Not so long ago… if a web page was slow, you would blame the device performance, or the Internet connection speed. You would get yourself a tea or a cup of coffee before sitting down for an online banking session so it would not feel like waiting.
Anyone facing a similar experience today would immediately switch to another website or a bank with better online services. This helps us realize that the way we should design and write software today is much more different and challenging that it used to be just a few years ago. It is no longer enough to have a consistent, valuable and user centric business logic.
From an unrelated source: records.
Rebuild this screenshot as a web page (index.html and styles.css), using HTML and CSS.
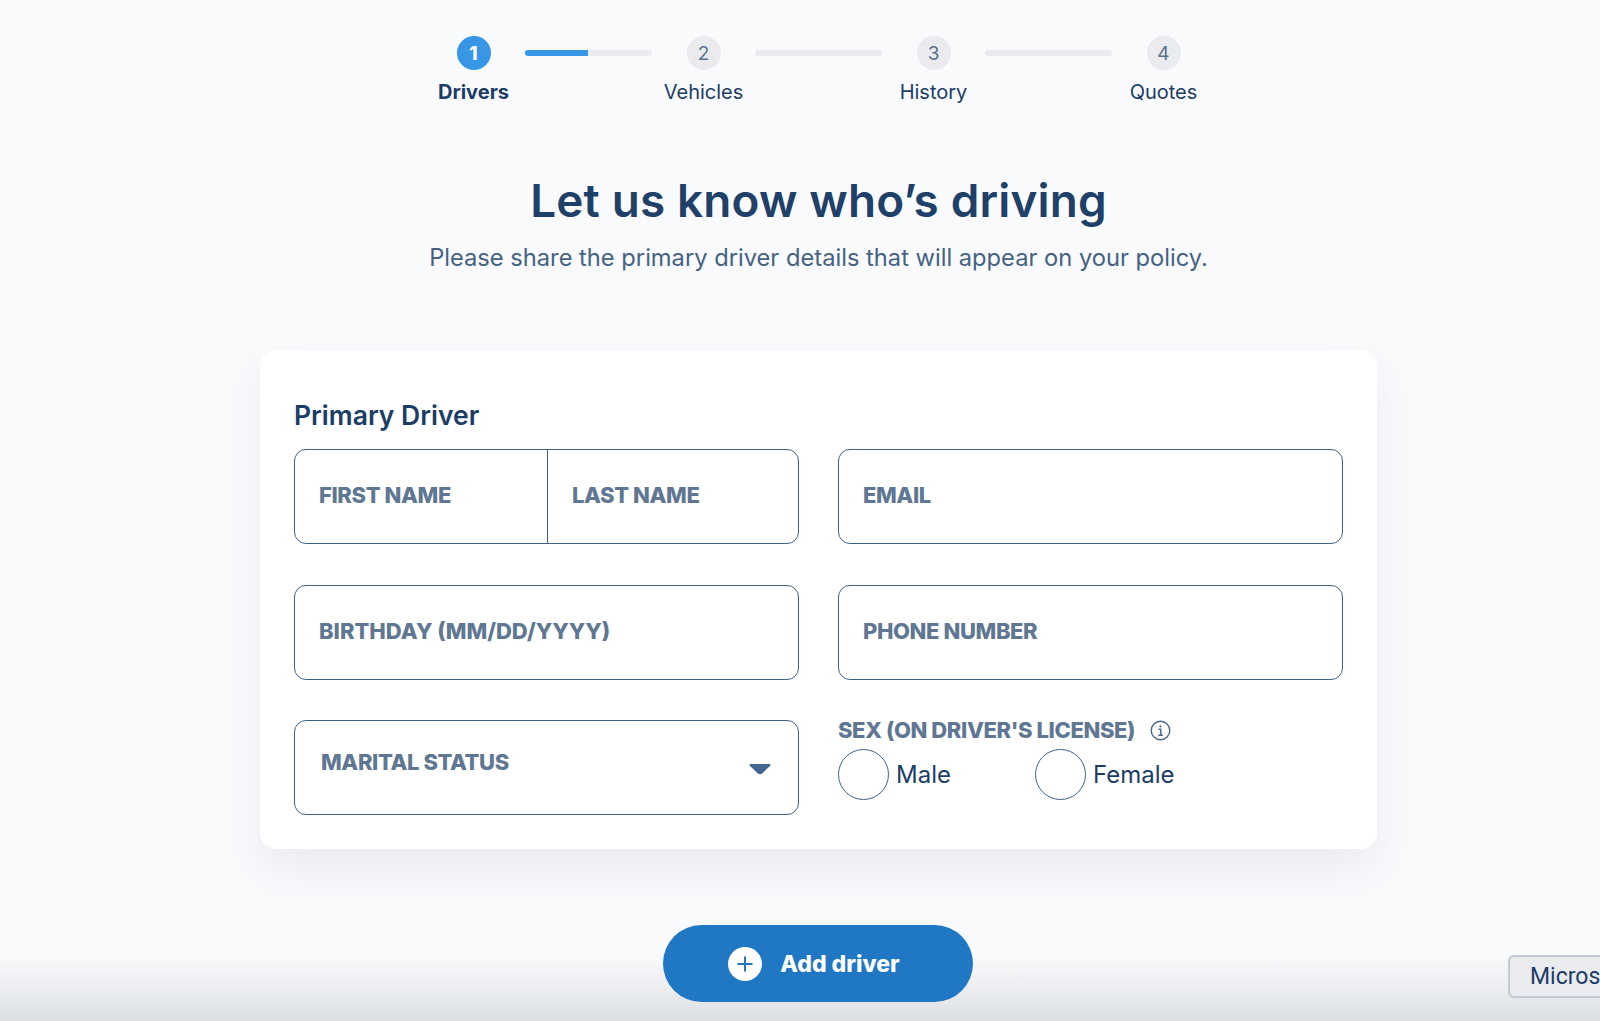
FILE: index.html
```html
<!DOCTYPE html>
<html lang="en">
<head>
  <meta charset="UTF-8" />
  <meta name="viewport" content="width=device-width, initial-scale=1.0"/>
  <title>Drivers</title>
  <link rel="stylesheet" href="styles.css">
</head>
<body>

  <main class="page">

    <!-- Steps -->
    <div class="stepper">
      <div class="step active">
        <span class="step-num">1</span>
        <span class="step-name">Drivers</span>
      </div>
      <div class="step-bar"><div class="step-fill"></div></div>
      <div class="step">
        <span class="step-num">2</span>
        <span class="step-name">Vehicles</span>
      </div>
      <div class="step-bar"></div>
      <div class="step">
        <span class="step-num">3</span>
        <span class="step-name">History</span>
      </div>
      <div class="step-bar"></div>
      <div class="step">
        <span class="step-num">4</span>
        <span class="step-name">Quotes</span>
      </div>
    </div>

    <h1 class="title">Let us know who’s driving</h1>
    <p class="subtitle">Please share the primary driver details that will appear on your policy.</p>

    <!-- Form card -->
    <section class="card">
      <h2 class="card-title">Primary Driver</h2>
      <div class="form-grid">
        <div class="field field-split">
          <div class="field-part"><span class="field-label">FIRST NAME</span></div>
          <div class="field-part field-part-last"><span class="field-label">LAST NAME</span></div>
        </div>
        <div class="field"><span class="field-label">EMAIL</span></div>
        <div class="field"><span class="field-label label-birthday">BIRTHDAY (MM/DD/YYYY)</span></div>
        <div class="field"><span class="field-label">PHONE NUMBER</span></div>
        <div class="field field-select">
          <span class="field-label">MARITAL STATUS</span>
          <svg class="caret" width="22" height="12" viewBox="0 0 22 12">
            <path d="M1.5 1h19a1 1 0 0 1 .7 1.700l-7.500 7.300a4 4 0 0 1-5.400 0L.8 2.700A1 1 0 0 1 1.500 1z" fill="#42668f"/>
          </svg>
        </div>
        <div class="sex-group">
          <div class="sex-title">
            <span class="field-label">SEX (ON DRIVER'S LICENSE)</span>
            <svg class="info-icon" width="21" height="21" viewBox="0 0 21 21" fill="none" stroke="#4f6a88">
              <circle cx="10.500" cy="10.500" r="9.300" stroke-width="1.400"/>
              <circle cx="10.500" cy="6.300" r="1.100" fill="#4f6a88" stroke="none"/>
              <path d="M8.500 9.300h2.300v5.800M8.300 15.200h4.600" stroke-width="1.500"/>
            </svg>
          </div>
          <div class="radios">
            <label class="radio"><span class="radio-dot"></span>Male</label>
            <label class="radio"><span class="radio-dot"></span>Female</label>
          </div>
        </div>
      </div>
    </section>

    <button class="add-btn">
      <svg width="34" height="34" viewBox="0 0 34 34">
        <circle cx="17" cy="17" r="17" fill="#fff"/>
        <path d="M17 9.500v15M9.500 17h15" stroke="#2077c4" stroke-width="2"/>
      </svg>
      Add driver
    </button>
  </main>

  <div class="bottom-fade"></div>
  <div class="float-tag">Micros</div>

</body>
</html>
```

FILE: styles.css
```css
* {
  box-sizing: border-box;
}

html, body {
  height: 100%;
}

body {
  margin: 0;
  position: relative;
  overflow: hidden;
  font-family: Inter, 'Open Sans', sans-serif;
  background-color: #f9fafc;
  color: #1c3d66;
}

.page {
  width: 1117px;
  margin-left: 260px;
  display: flex;
  flex-direction: column;
  align-items: center;
}

/* stepper */
.stepper {
  display: flex;
  align-items: flex-start;
  margin-top: 36px;
}

.step {
  width: 100px;
  display: flex;
  flex-direction: column;
  align-items: center;
}

.step-num {
  width: 34px;
  height: 34px;
  border-radius: 50%;
  display: flex;
  align-items: center;
  justify-content: center;
  background-color: #e9ebef;
  color: #5b718d;
  font-size: 19px;
}

.step-name {
  margin-top: 10px;
  font-size: 20px;
  line-height: 24px;
  color: #1c3d66;
  white-space: nowrap;
}

.step.active .step-num {
  background-color: #3797e6;
  color: #fff;
  font-weight: 800;
}

.step.active .step-name {
  font-weight: 700;
}

.step-bar {
  width: 127px;
  height: 6px;
  margin: 14px 2px 0 1px;
  border-radius: 3px;
  background-color: #e9ebef;
  overflow: hidden;
}

.step-fill {
  width: 50%;
  height: 100%;
  background-color: #3797e6;
}

/* heading */
.title {
  margin: 67px 0 0;
  font-size: 45.800px;
  line-height: 60px;
  font-weight: 600;
  color: #1f4068;
  letter-spacing: 0.2px;
}

.subtitle {
  margin: 12px 0 0;
  font-size: 23.700px;
  line-height: 30px;
  color: #456283;
}

/* card */
.card {
  width: 100%;
  height: 499px;
  margin-top: 77px;
  padding: 48px 34px 0;
  background-color: #fff;
  border-radius: 16px;
  box-shadow: 0 20px 40px rgba(60, 80, 110, 0.08);
}

.card-title {
  margin: 0;
  font-size: 26.500px;
  line-height: 34px;
  font-weight: 600;
  color: #1c3d66;
}

.form-grid {
  display: grid;
  grid-template-columns: 505px 505px;
  grid-auto-rows: 95px;
  column-gap: 39px;
  row-gap: 40.500px;
  margin-top: 17px;
}

.field {
  border: 1px solid #3f638c;
  border-radius: 12px;
  padding: 0 24px 3px;
  display: flex;
  align-items: center;
  background-color: #fff;
}

.field-label {
  font-size: 22px;
  font-weight: 800;
  color: #5f7793;
  letter-spacing: -0.4px;
  white-space: nowrap;
}

.label-birthday {
  letter-spacing: 0;
}

.field-split {
  padding: 0;
}

.field-part {
  width: 252px;
  height: 100%;
  padding: 0 24px 3px;
  display: flex;
  align-items: center;
}

.field-part-last {
  width: auto;
  flex: 1;
  border-left: 1px solid #3f638c;
}

.field-select {
  justify-content: space-between;
  align-items: flex-start;
  padding: 28px 27px 0 26px;
}

.caret {
  margin-top: 14px;
}

.sex-group {
  margin-top: -2px;
}

.sex-title {
  display: flex;
  align-items: center;
  gap: 15px;
  height: 24px;
}

.radios {
  display: flex;
  margin-top: 7px;
}

.radio {
  width: 197px;
  display: flex;
  align-items: center;
  gap: 7px;
  font-size: 24px;
  color: #1c3d66;
}

.radio-dot {
  width: 51px;
  height: 51px;
  border: 1px solid #3f638c;
  border-radius: 50%;
}

/* button */
.add-btn {
  width: 310px;
  height: 77px;
  margin-top: 76px;
  margin-right: 1px;
  padding-right: 14px;
  display: flex;
  align-items: center;
  justify-content: center;
  gap: 18px;
  border: none;
  border-radius: 39px;
  background-color: #2077c4;
  color: #fff;
  font-family: inherit;
  font-size: 23px;
  font-weight: 800;
  position: relative;
  z-index: 2;
}

/* overlays */
.bottom-fade {
  position: absolute;
  left: 0;
  right: 0;
  bottom: 0;
  height: 65px;
  background: linear-gradient(to bottom, rgba(222, 225, 229, 0), #dde0e3);
}

.float-tag {
  position: absolute;
  left: 1508px;
  top: 955px;
  width: 120px;
  height: 43px;
  padding-left: 20px;
  display: flex;
  align-items: center;
  border: 2px solid #c3cad5;
  border-radius: 6px;
  background-color: #e9ebef;
  color: #1c3d66;
  font-family: Roboto, sans-serif;
  font-size: 23px;
}
```
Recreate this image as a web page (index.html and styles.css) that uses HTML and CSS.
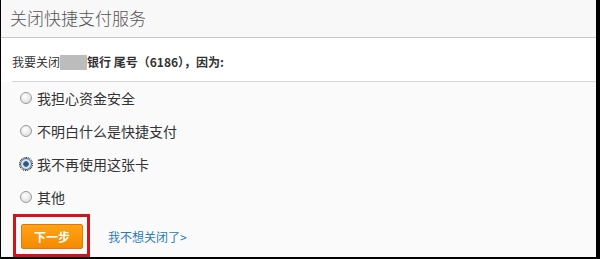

Powerful user hardware, security threats, high Internet bandwidth, increasing number of online users and many more other factors are pushing the limits of how software gets built.
Gaming, e-commerce, telecom, banking, electronic payments, media providers, online betting, most business domains today cannot survive without having its software scalable, fault tolerant, responding in a timely manner, adaptive to variable workload, and I am sure that you can add a few more to this list. Forced to re-think technologies and best practices, people sharing the same impediments teamed up and identified patterns that led to better solutions. This process lasted over a decade for certain business domains like telecom. During this time, the emerging principles were successfully applied without being properly formalized.
In 2013, Jonas Bonér, Dave Farley, Roland Kuhn, and Martin Thompson made public a set of core principles that help build software that can withstand the needs of businesses like LinkedIn, Walmart, PayPal, Netflix and may other major worldwide companies. The Reactive Manifesto provides the definition for Reactive Systems and the strategic advantages that they bring to the table. This approach had a huge success and many software solution providers, middleware vendors and Fortune 2000 companies have embraced these concepts.
Reactive System Architecture in a nutshell
Reactive System Architecture is a set of practices and design principles meant to make the system responsive, resilient, elastic and message driven. This allows multiple individual applications to perform as a single unit, reacting to its surroundings while remaining aware of each other.
A Reactive System will always:
- Provide rapid and consistent response times.
- Be resilient to failure such that parts of the system can fail and recover without compromising the system as a whole. After a failure, the system must remain responsive. This is achieved through the combined use of replication, isolation, and delegation. This is also known as high-availability.
- Scale up and down depending on varying load conditions. Elasticity is the system’s ability to shard or replicate components and distribute inputs among them.
- Have its components loosely coupled and isolated, communicating between each other via asynchronous message passing.
What’s in it?
The Reactive Manifesto it is not a “definition of done”, but more a starting point for building Reactive Systems. Improving each nonfunctional criteria of your system becomes a craft. For example, instead of a system being simply elastic, it can be designed to have predictive scaling. Or, instead of failing under massive load, a component can be enhanced to provide backpressure. One way to achieve consistency is to separate commands from queries. This means separating the data models for updates and reads which results into an approach that tracks each individual data change rather than the last state of the entire data model. This is also known as CQRS.
Building reactive systems requires a reactive mindset. As a developer the key is to embrace the fact that you no longer invoke your components and tell them what to do, you just let them do their job whenever they receive an event. Reactive Programming is all about decomposing the problem into steps and making them execute in an asynchronous and non-blocking fashion. This simplifies isolating and encapsulating internal business logic and managing the information flow. It also makes things easier to test. Either you use an object-oriented programming language or a functional one, the mindset remains the same, only the tools and libraries differ.
Hardware is no longer an issue. Servers with 64 vCPU and 128 GB of memory are now one click away. One of the challenges that we are currently facing is figuring out how to build our microservices in such a way that we turn processing power into responsiveness, while ensuring that we make the best of tomorrow’s hardware.